The gap widens as data volume grows. A utility adding thousands of grid sensors and millions of smart-meter reads per day accumulates raw data faster than it reconciles it, so unaddressed identity and lineage problems compound rather than resolve on their own. The utilities that succeed with AI treat the OT data foundation as a first-class program with its own owner, budget, and metrics, rather than a byproduct of individual model projects. That foundation is what lets a single validated dataset serve forecasting, maintenance, and outage models at once instead of forcing each team to rebuild pipelines from scratch.

The framework

A readiness ladder across the core grid data domains

Data readiness is not uniform across a utility. Each major domain sits at a different rung, and AI use cases inherit the readiness of the weakest domain they depend on. Assess each domain honestly before promising model outcomes. A forecasting model that depends on AMI, GIS, and weather data can only be as trustworthy as the least ready of those three domains, so the readiness assessment should drive which use cases are safe to promise this quarter and which must wait for foundation work to catch up.

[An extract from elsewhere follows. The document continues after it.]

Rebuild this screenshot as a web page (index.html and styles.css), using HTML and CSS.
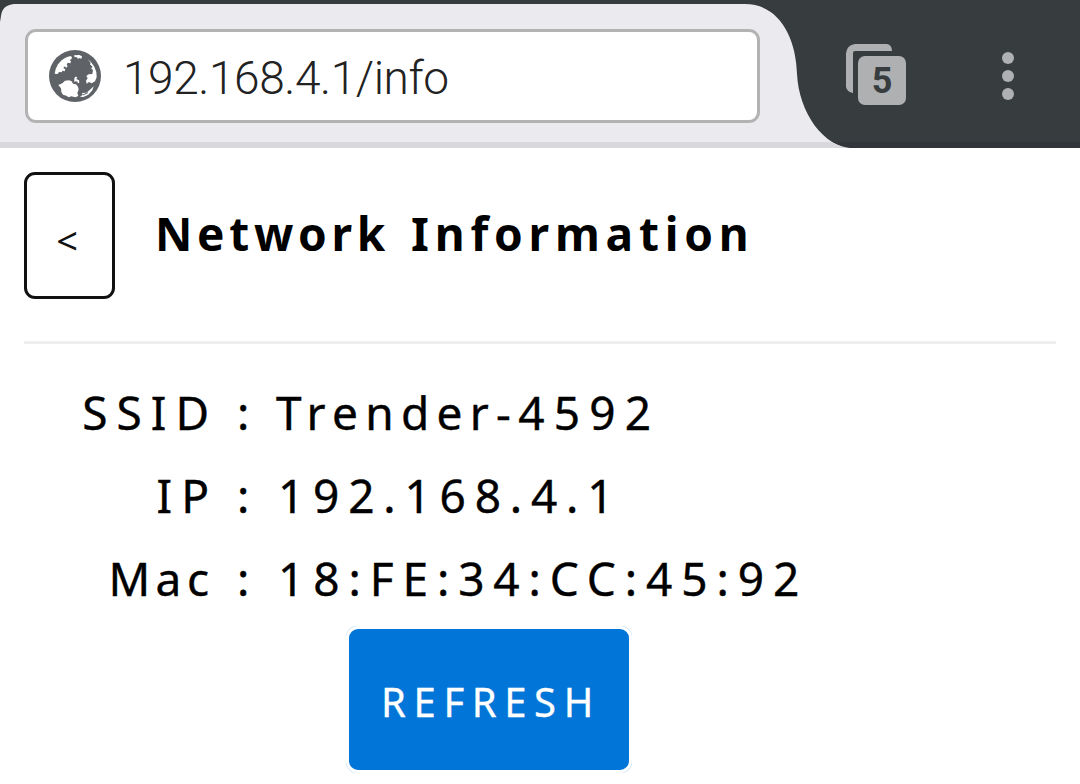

Data domainTypical readiness gapReadiness target
AMI meter dataHigh volume but poor DER and outage taggingInterval reads joined to premise, DER, and asset identity
SCADA and telemetryStreamed live but not historized or labeledTime-series history with quality flags and asset keys
GIS connectivityStale as-built vs as-operated network modelCurrent, validated connectivity used as the join spine
Weather and vegetationExternal feeds, inconsistent geography and cadenceGeolocated, time-aligned features per feeder
Asset registryConflicting IDs across GIS, OMS, and EAMGolden asset ID resolving all source-system keys
Recommended actions

Build the OT data foundation before the models

  • Establish a golden asset identity that reconciles GIS, outage-management, and asset-management keys so every sensor reading maps to a single physical asset.
  • Historize SCADA and distribution-automation telemetry into a governed time-series store with quality flags, rather than letting live streams pass unlogged.
  • Validate the GIS connectivity model against as-operated reality, because it is the spine that joins meters, assets, and topology.
  • Standardize external weather and vegetation feeds into geolocated, time-aligned features tied to feeders and circuits.
  • Capture lineage on every dataset feeding a model so utilities can trace a forecast or maintenance alert back to its source telemetry under audit, and so a bad sensor or stale feed can be isolated quickly rather than silently corrupting model outputs across the grid.
Common pitfalls

Data traps that quietly break grid models

  • Building models on unresolved asset identity, so training data mixes readings from different physical assets sharing a mislabeled ID.
  • Assuming AMI volume equals AMI readiness, when meter data lacks the DER and outage context models actually need.
  • Trusting a GIS network model that reflects as-built design rather than the as-operated, frequently reconfigured grid.
  • Ignoring lineage until a regulator or auditor asks how a consequential model reached its conclusion.
Metrics that matter

Measure readiness before measuring model accuracy

  • Percentage of physical assets with a resolved golden identity across GIS, OMS, and EAM.
  • SCADA and AMI data completeness and quality-flag coverage in the historized store.
  • GIS connectivity accuracy measured against field-verified as-operated topology.
  • Share of model-feeding datasets with documented, queryable lineage.
FAQ

Frequently asked questions

Why is AMI data alone not enough for utility AI?

Smart meters produce huge interval volumes, but without DER, outage, and asset context those reads cannot be joined to the grid model. Volume is not readiness; the missing context is what net-load and outage models actually need.

What is the single most important data foundation for grid AI?

A resolved golden asset identity. When GIS, outage-management, and asset systems each label the same transformer differently, models train on mixed data. Reconciling identity is the join spine every downstream use case depends on.

How does data lineage help with utility AI governance?

Lineage lets a utility trace any forecast or maintenance alert back to the exact source telemetry and transformations. That traceability is what makes a consequential grid model defensible to NERC, FERC, and rate regulators.